Copyright © 2009 Henrietta W. Hay
Women's History Month
March 27, 2009
March is Women's History Month. What history? Until the past several hundred years historians did not know that women
Well, let's see. There have been a few who got reported. Eve started the whole thing. And there was Cleopatra and Lucrezia Borgia, and Joan of Arc. Queen Isabella helped discover America. There was even a Queen Henrietta, but she wasn't a very good queen.
I had an interesting question tossed at me at breakfast this morning; "What American woman made the biggest impact on the country?" I had to say Elizabeth Cady Stanton.
In 1848, women could not vote, own property or run for president. A hundred and sixty-one years later we can do all of those things and a lot more. The anniversary of the Women's Rights Movement is celebrated each year in March.
The revolution really started on July 13, 1848, with five women having tea and conversation in upstate New York. One of them was Elizabeth Cady Stanton who was dissatisfied (to put it mildly) with the limitations placed on her by America's new democracy.
The women agreed to convene what they called, "A convention to discuss the social, civil, and religious condition and rights of women." It was to be held in Seneca Falls, New York. .
Out of that convention came the "Seneca Falls Declaration of Sentiments and Resolutions," signed by some 70 women and 30 men.
They used the Declaration of Independence as its framework.
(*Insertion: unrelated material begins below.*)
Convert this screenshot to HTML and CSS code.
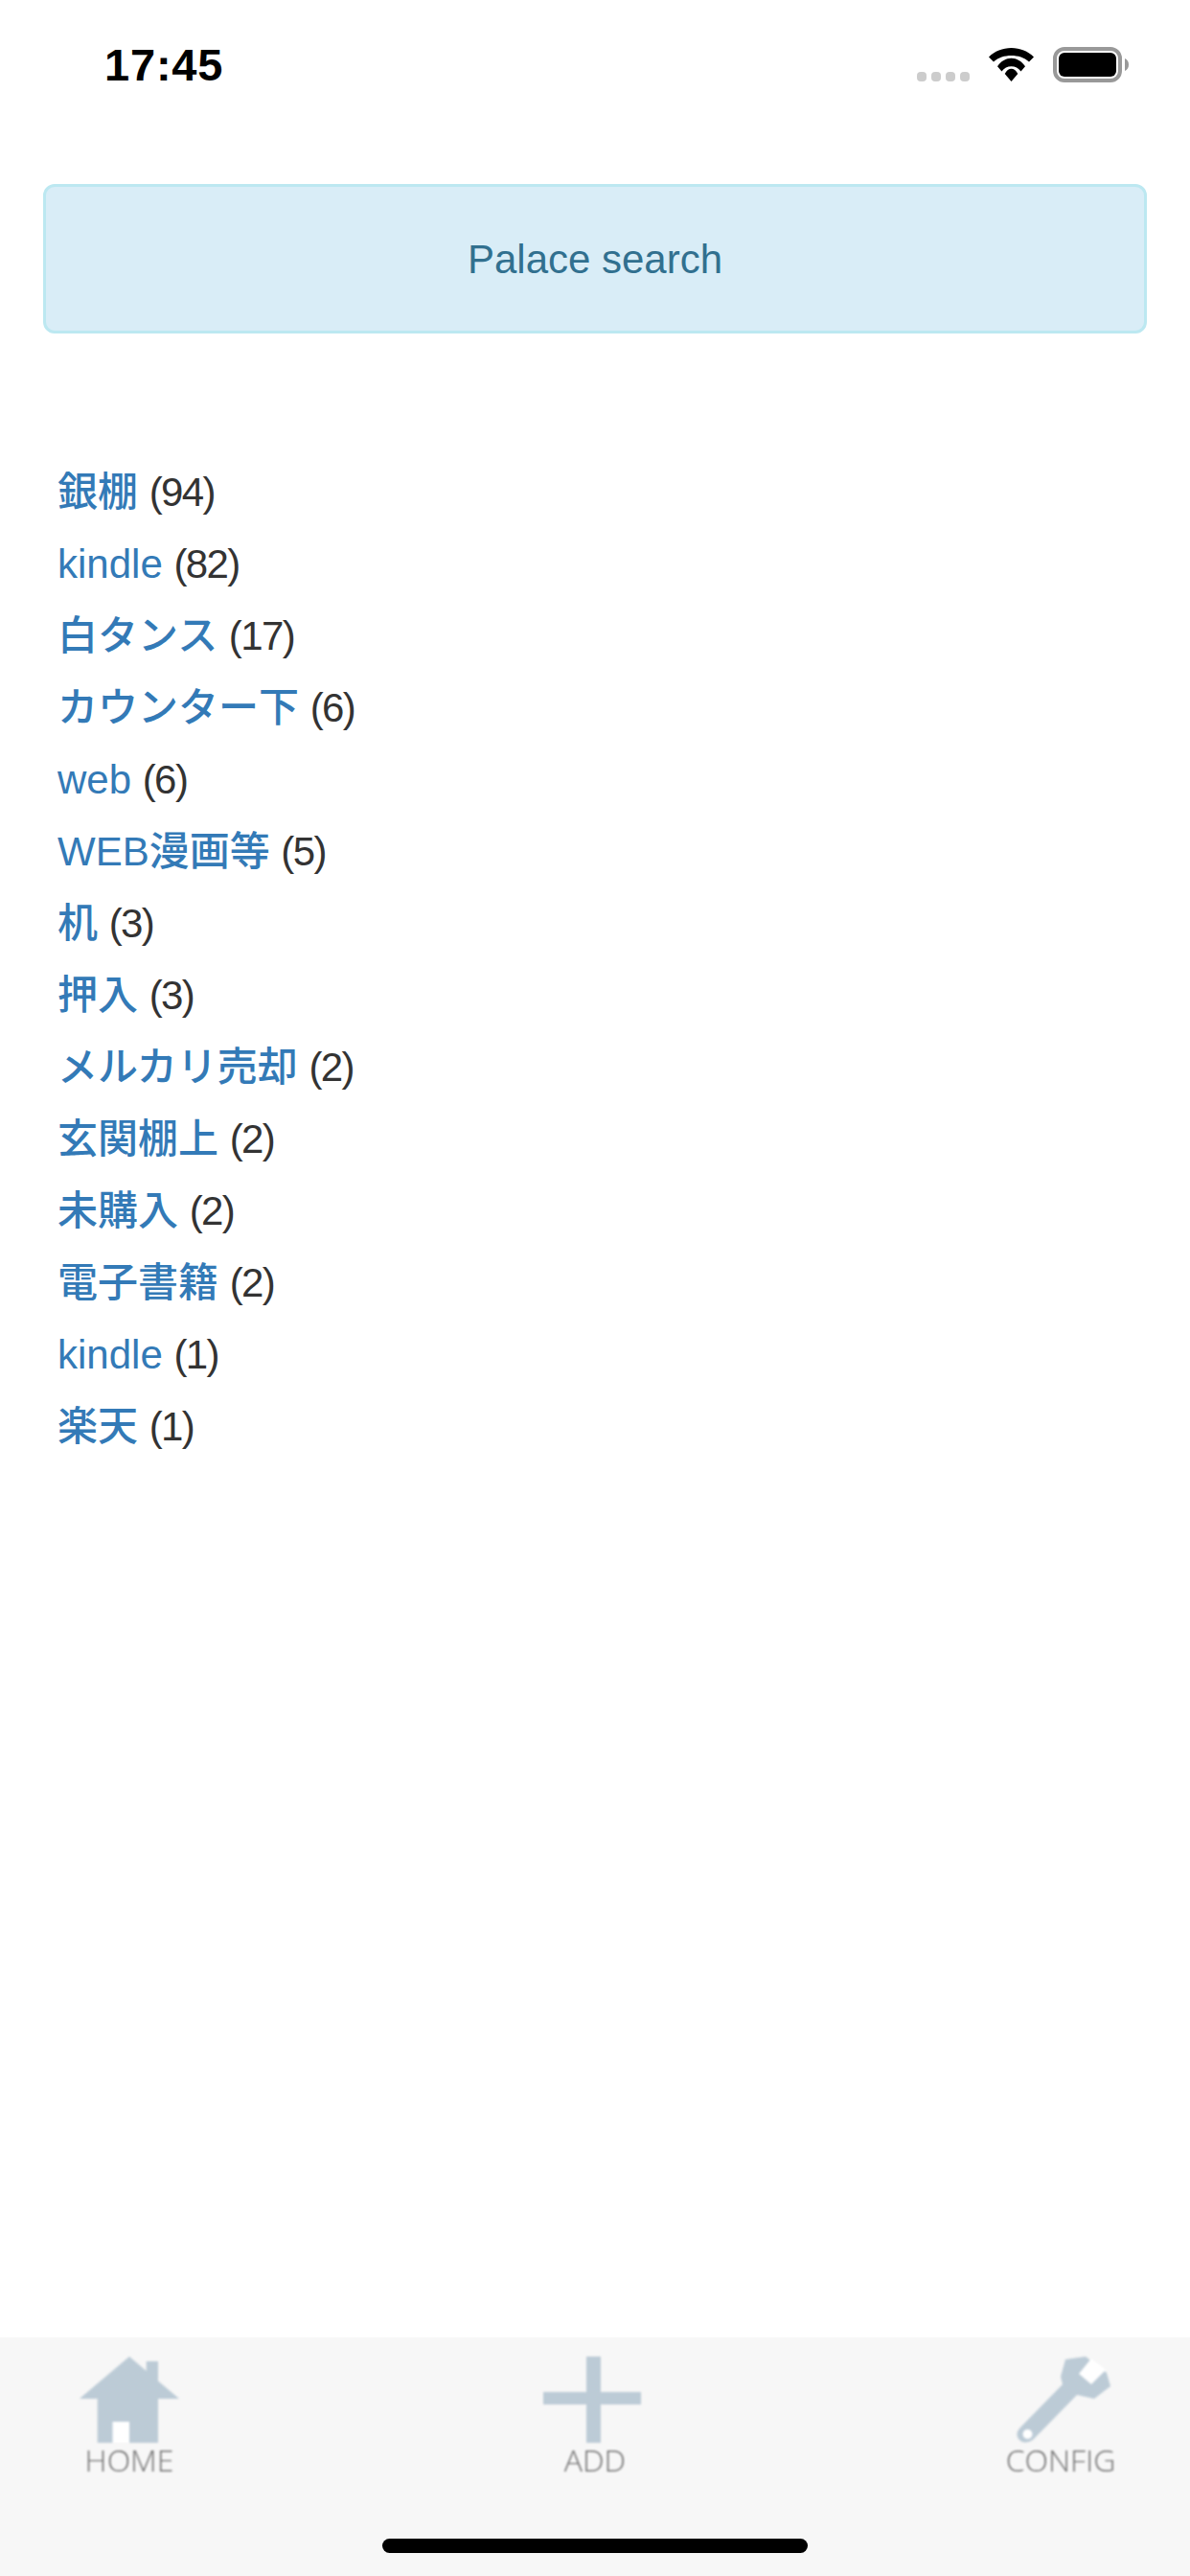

The statement closed with, "Now, in view of this entire disenfranchisement of one-half the people of this country, their social and religious degradation,--in view of the unjust laws, and because women do feel themselves aggrieved, oppressed and fraudulently deprived of their most sacred rights, we insist they have immediate admission to all the rights and privileges which belong to them as citizens of these United States."
The backlash was immediate and severe. But the negative articles and comments about women's call for expanded rights were so vicious that they actually had a positive impact. Women and men across the country were alerted to the issues and the revolution began.
Stanton teamed up with Susan B. Anthony to form the National Women Suffrage Association. Those two made quite a team. Stanton, mother of seven and a prolific writer, stayed home and wrote diatribes against female discrimination. Anthony, aggressively single and a fine orator, spread her partner's words across America.
There are, of course, countless other women who have made an impact on American society. One is Betty Friedan. Her book, "The Feminine Mystique" aroused another generation of women to realize their potential.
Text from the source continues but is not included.